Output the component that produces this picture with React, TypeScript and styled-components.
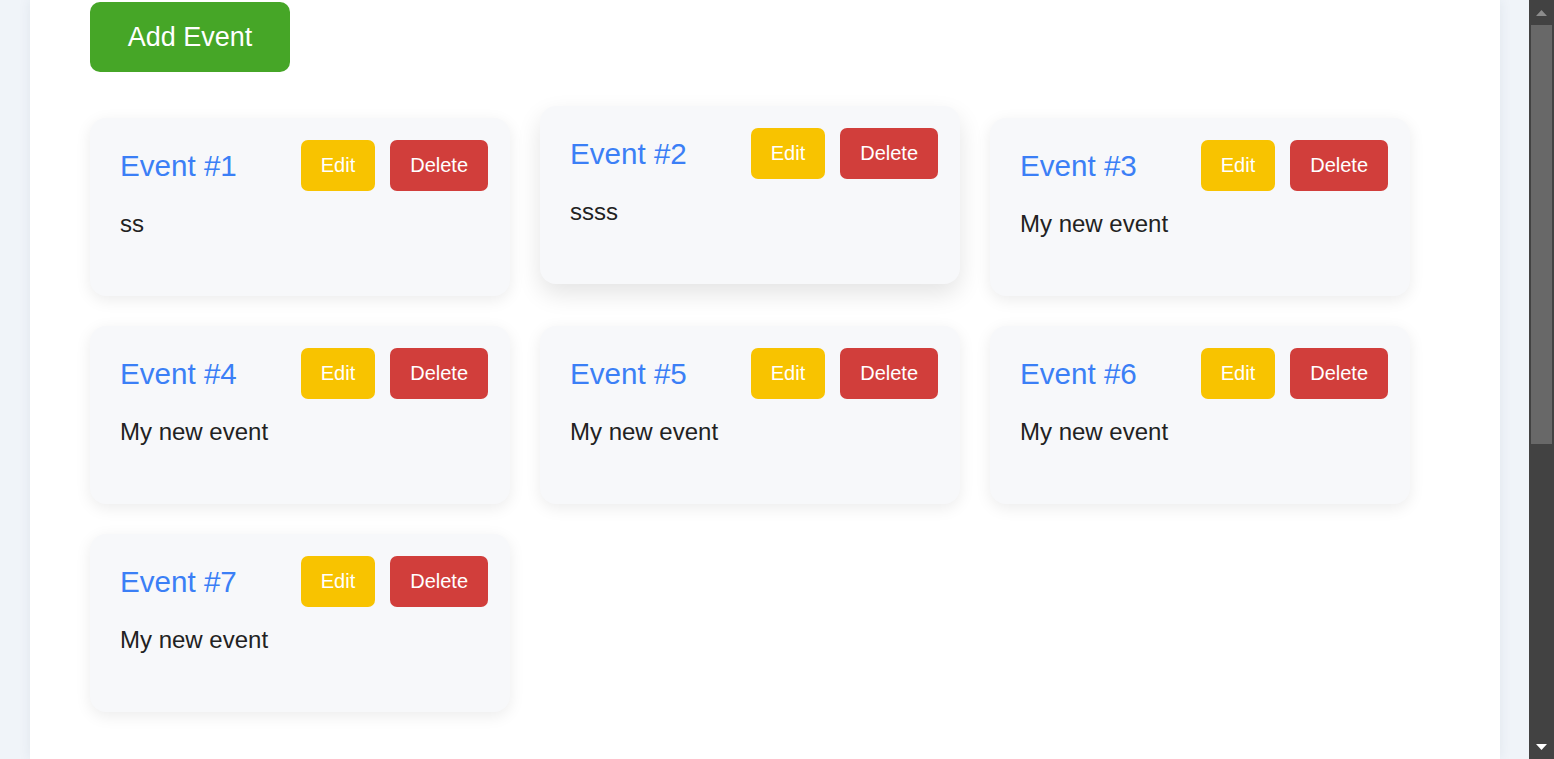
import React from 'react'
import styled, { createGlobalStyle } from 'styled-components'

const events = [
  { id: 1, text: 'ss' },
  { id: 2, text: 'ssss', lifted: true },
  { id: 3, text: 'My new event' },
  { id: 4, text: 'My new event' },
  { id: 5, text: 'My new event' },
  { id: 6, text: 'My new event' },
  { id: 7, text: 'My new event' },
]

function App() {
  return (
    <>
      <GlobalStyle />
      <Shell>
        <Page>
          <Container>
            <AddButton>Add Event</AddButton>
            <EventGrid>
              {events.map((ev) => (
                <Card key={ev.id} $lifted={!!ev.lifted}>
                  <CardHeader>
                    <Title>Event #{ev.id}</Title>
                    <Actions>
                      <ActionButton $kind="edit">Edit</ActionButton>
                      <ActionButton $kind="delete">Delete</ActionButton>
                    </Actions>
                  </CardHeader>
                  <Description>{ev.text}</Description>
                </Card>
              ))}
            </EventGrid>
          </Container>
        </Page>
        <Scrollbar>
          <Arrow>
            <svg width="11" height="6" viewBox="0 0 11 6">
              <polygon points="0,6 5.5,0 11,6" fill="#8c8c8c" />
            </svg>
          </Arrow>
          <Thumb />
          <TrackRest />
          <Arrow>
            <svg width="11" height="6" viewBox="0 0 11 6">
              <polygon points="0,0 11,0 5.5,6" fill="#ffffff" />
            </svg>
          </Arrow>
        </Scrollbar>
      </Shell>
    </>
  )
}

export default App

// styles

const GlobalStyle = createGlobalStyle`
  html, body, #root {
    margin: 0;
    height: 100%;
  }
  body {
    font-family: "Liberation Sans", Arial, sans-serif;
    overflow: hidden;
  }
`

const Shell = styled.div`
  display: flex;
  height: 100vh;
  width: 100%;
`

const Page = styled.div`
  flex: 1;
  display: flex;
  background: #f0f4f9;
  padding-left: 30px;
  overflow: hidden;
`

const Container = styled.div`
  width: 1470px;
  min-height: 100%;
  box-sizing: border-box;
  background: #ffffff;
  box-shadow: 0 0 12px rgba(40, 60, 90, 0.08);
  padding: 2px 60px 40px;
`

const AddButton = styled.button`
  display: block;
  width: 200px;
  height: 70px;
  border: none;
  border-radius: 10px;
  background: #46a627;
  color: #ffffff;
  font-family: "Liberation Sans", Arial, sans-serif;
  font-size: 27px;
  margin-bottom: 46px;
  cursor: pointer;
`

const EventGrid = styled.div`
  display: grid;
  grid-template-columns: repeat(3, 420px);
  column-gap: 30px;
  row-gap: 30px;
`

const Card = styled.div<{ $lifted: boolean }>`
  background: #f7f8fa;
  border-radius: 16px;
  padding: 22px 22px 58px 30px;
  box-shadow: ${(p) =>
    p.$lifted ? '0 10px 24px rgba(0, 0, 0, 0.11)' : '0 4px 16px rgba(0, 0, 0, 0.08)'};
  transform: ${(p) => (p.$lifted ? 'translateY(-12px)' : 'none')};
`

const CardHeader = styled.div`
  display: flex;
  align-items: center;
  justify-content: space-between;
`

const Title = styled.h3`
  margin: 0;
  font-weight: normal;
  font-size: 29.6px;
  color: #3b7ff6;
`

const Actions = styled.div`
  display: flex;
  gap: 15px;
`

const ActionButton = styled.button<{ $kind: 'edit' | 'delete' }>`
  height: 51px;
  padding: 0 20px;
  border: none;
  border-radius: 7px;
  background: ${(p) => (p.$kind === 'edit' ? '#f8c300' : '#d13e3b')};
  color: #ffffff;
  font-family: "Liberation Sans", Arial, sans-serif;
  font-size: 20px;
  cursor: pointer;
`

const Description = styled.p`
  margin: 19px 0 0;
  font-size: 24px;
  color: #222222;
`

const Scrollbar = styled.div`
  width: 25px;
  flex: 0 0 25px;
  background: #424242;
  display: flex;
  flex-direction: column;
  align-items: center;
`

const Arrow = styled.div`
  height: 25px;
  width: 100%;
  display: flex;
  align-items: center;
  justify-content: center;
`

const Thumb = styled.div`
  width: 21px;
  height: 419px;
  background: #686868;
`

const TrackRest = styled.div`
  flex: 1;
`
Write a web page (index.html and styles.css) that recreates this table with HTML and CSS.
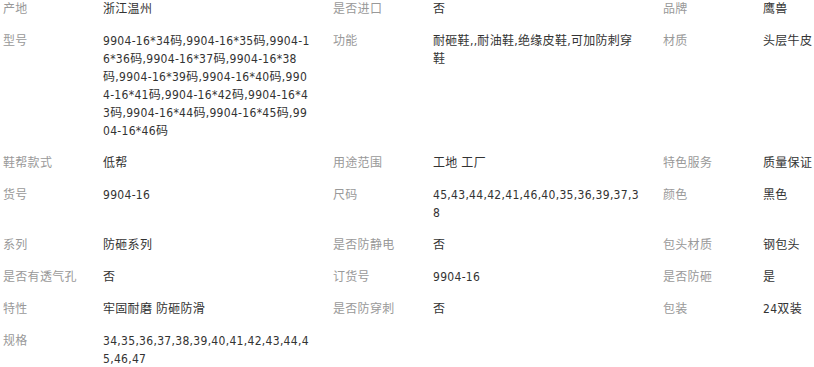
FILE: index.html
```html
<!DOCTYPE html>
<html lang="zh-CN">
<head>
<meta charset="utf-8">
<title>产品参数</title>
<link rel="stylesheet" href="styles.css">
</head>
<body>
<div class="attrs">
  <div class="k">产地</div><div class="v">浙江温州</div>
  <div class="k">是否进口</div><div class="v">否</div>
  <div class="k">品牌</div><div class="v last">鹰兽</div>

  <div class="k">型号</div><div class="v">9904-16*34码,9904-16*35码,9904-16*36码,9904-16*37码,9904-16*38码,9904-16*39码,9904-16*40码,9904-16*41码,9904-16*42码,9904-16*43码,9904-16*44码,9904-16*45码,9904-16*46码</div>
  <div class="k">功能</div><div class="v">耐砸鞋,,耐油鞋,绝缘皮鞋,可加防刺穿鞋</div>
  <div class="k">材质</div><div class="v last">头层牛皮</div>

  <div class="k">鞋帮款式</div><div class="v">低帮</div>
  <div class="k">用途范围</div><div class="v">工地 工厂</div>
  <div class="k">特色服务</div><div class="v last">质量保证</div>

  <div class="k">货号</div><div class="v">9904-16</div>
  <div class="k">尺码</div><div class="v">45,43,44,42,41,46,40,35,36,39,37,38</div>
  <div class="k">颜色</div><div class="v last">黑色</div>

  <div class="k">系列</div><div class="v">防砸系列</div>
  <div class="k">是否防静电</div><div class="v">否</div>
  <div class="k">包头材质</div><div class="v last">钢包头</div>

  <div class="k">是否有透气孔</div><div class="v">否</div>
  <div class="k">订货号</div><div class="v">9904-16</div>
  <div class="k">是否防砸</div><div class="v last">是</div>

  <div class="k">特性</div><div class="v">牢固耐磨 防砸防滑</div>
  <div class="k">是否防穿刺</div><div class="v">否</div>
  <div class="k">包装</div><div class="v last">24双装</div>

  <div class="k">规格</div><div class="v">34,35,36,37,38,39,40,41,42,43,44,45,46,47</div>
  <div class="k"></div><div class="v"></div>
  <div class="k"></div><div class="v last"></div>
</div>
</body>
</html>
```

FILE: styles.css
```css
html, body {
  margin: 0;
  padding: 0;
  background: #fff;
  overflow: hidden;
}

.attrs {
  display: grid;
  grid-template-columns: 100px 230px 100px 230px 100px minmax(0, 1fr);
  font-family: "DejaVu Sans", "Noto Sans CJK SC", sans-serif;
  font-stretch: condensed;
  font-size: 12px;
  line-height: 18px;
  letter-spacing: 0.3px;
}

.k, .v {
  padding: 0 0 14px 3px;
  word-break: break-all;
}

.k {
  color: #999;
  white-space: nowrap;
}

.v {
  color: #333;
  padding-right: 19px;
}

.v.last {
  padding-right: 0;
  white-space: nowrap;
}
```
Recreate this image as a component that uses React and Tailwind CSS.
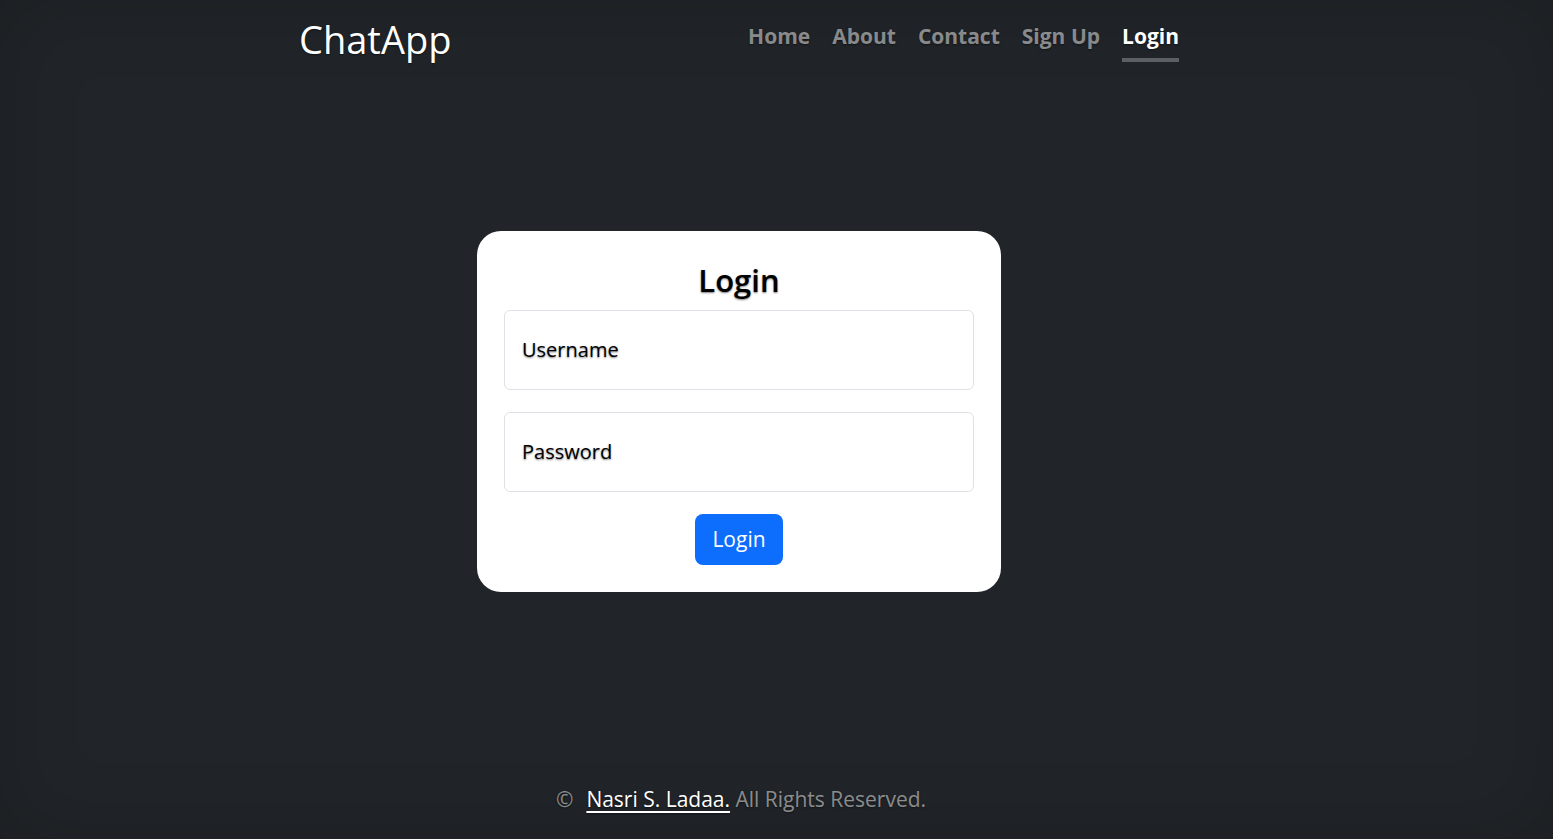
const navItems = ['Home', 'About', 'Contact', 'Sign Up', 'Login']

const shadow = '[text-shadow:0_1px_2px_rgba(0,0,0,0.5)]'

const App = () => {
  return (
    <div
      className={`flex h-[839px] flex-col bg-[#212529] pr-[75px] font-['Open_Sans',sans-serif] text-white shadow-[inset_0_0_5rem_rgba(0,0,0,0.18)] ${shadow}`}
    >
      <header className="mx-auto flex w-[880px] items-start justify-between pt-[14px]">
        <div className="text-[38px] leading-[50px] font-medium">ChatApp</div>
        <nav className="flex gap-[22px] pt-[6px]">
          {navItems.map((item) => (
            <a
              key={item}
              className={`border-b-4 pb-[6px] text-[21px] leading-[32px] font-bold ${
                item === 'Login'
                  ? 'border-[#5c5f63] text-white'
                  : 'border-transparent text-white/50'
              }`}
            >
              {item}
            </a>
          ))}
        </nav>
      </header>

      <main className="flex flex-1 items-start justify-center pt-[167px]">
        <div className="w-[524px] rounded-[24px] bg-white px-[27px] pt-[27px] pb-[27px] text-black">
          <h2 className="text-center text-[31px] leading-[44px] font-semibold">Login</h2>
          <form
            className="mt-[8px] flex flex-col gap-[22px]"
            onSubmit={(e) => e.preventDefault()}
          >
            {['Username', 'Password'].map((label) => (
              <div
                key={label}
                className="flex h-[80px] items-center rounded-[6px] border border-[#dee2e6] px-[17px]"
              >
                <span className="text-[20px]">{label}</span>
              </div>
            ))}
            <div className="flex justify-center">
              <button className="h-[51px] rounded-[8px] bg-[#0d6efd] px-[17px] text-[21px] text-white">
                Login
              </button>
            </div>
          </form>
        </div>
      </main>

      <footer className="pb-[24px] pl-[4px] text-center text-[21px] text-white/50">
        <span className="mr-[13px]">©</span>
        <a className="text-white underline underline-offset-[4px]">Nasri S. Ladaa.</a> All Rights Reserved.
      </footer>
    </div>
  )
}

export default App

◆ ◆ ◆ ◆ ◆ ◆ ◆

◆ WHAT IS ASKED:
Copy all lines from the material that hold "index".

◆ WORKED SOLUTION:
Write a web page (index.html and styles.css) that recreates this table with HTML and CSS.
FILE: index.html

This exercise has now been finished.